The methods of cultivation, post-harvest treatment etc. shall meet up to the standards of biological agriculture with sustainable use of natural resources. Inspections are also carried out randomly by representatives of the association, to verify the location, safety measures and estimated volume of production.
Cannabis Social Clubs apply an active policy of prevention of harms and risks in order to promote safer methods of consumption of cannabis by its members.
N.B. Cannabis Social Clubs take a comprehensive written record of consumption made by their members from collective farming. In this register personal data are ensured at all times. There will be an upper limit on the amounts that members may receive, in order to avoid the possibility of facilitating the use of third parties.
Cannabis Social Clubs Legislation foresees transparency, democracy and non-profitability. They function as an association, with complete openness about financial arrangements to their members, so the members can see how the costs are calculated and how money is spent. CSC’s organize a general assembly at least once a year, where annual reports are discussed and approved.
Cannabis Social Clubs may decide to employ staff members, who can receive reasonable remuneration. Thus they contribute to the creation of employment, economic re-activation and savings on the budget for law enforcement.

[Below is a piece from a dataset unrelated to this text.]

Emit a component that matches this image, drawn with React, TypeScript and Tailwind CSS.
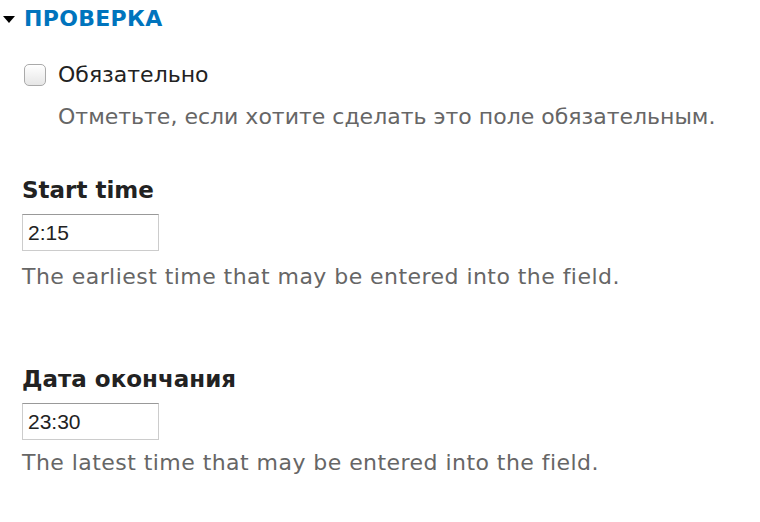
import { useState } from 'react';

export default function App() {
  const [open, setOpen] = useState(true);
  const [required, setRequired] = useState(false);
  const [start, setStart] = useState('2:15');
  const [end, setEnd] = useState('23:30');

  return (
    <div className="w-[760px] h-[522px] bg-white font-['DejaVu_Sans',sans-serif] text-[#222]">
      {/* Fieldset header */}
      <button
        onClick={() => setOpen(!open)}
        className="flex items-center pt-[6px] pl-[3px] text-[#0074bd] font-bold text-[22px] leading-[26px] tracking-[0.3px] uppercase"
      >
        <svg width="12" height="7" viewBox="0 0 12 7" className="mr-[9px]">
          <polygon points="0,0 12,0 6,7" fill="#000" />
        </svg>
        Проверка
      </button>

      {open && (
        <div className="pl-[22px]">
          <div className="mt-[30px] pl-[2px]">
            <label className="flex items-center gap-[12px] text-[22px] leading-[26px]">
              <input
                type="checkbox"
                checked={required}
                onChange={(e) => setRequired(e.target.checked)}
                className="w-[22px] h-[22px] appearance-none rounded-[5px] border border-[#aaa] bg-gradient-to-b from-white to-[#e6e6e6] shadow-[inset_0_1px_0_#fff]"
              />
              Обязательно
            </label>
            <p className="mt-[16px] pl-[34px] text-[22px] leading-[26px] text-[#666]">
              Отметьте, если хотите сделать это поле обязательным.
            </p>
          </div>

          <div className="mt-[46px]">
            <div className="font-bold text-[23px] leading-[28px]">Start time</div>
            <input
              value={start}
              onChange={(e) => setStart(e.target.value)}
              className="mt-[10px] w-[137px] h-[37px] px-[5px] border border-[#ccc] border-t-[#999] font-['Liberation_Sans',sans-serif] text-[21px] text-[#222] outline-none"
            />
            <p className="mt-[13px] text-[22px] leading-[26px] tracking-[0.45px] text-[#666]">
              The earliest time that may be entered into the field.
            </p>
          </div>

          <div className="mt-[75px]">
            <div className="font-bold text-[23px] leading-[28px]">Дата окончания</div>
            <input
              value={end}
              onChange={(e) => setEnd(e.target.value)}
              className="mt-[10px] w-[137px] h-[37px] px-[5px] border border-[#ccc] border-t-[#999] font-['Liberation_Sans',sans-serif] text-[21px] text-[#222] outline-none"
            />
            <p className="mt-[10px] text-[22px] leading-[26px] tracking-[0.45px] text-[#666]">
              The latest time that may be entered into the field.
            </p>
          </div>
        </div>
      )}
    </div>
  );
}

Before becoming member of a Cannabis Social Club, the applicant must state that he/she is a ludic user of cannabis, or provide a medical report stating the diagnosis, to check that the person is diagnosed with a disease for which the use of cannabis is indicated, according to the regularly published lists by the International Association for Cannabis as Medicine (IACM).
Unlike cannabis distributors who operate on the illegal market, Cannabis Social Clubs are willing to enter into dialogue with authorities to provide insight in their working methods in order to create a legal regulation of cannabis. Local authorities should have an interest in such a regulation, which will enable them to control the CSC’s to ensure their transparent and safe way of working; thus with helping to prevent the access of minors to cannabis, reduce public expenditure and generate tax revenue.
Cannabis Social Clubs have an interest in such a regulation as it will ensure the legal status of their organisation and its activities.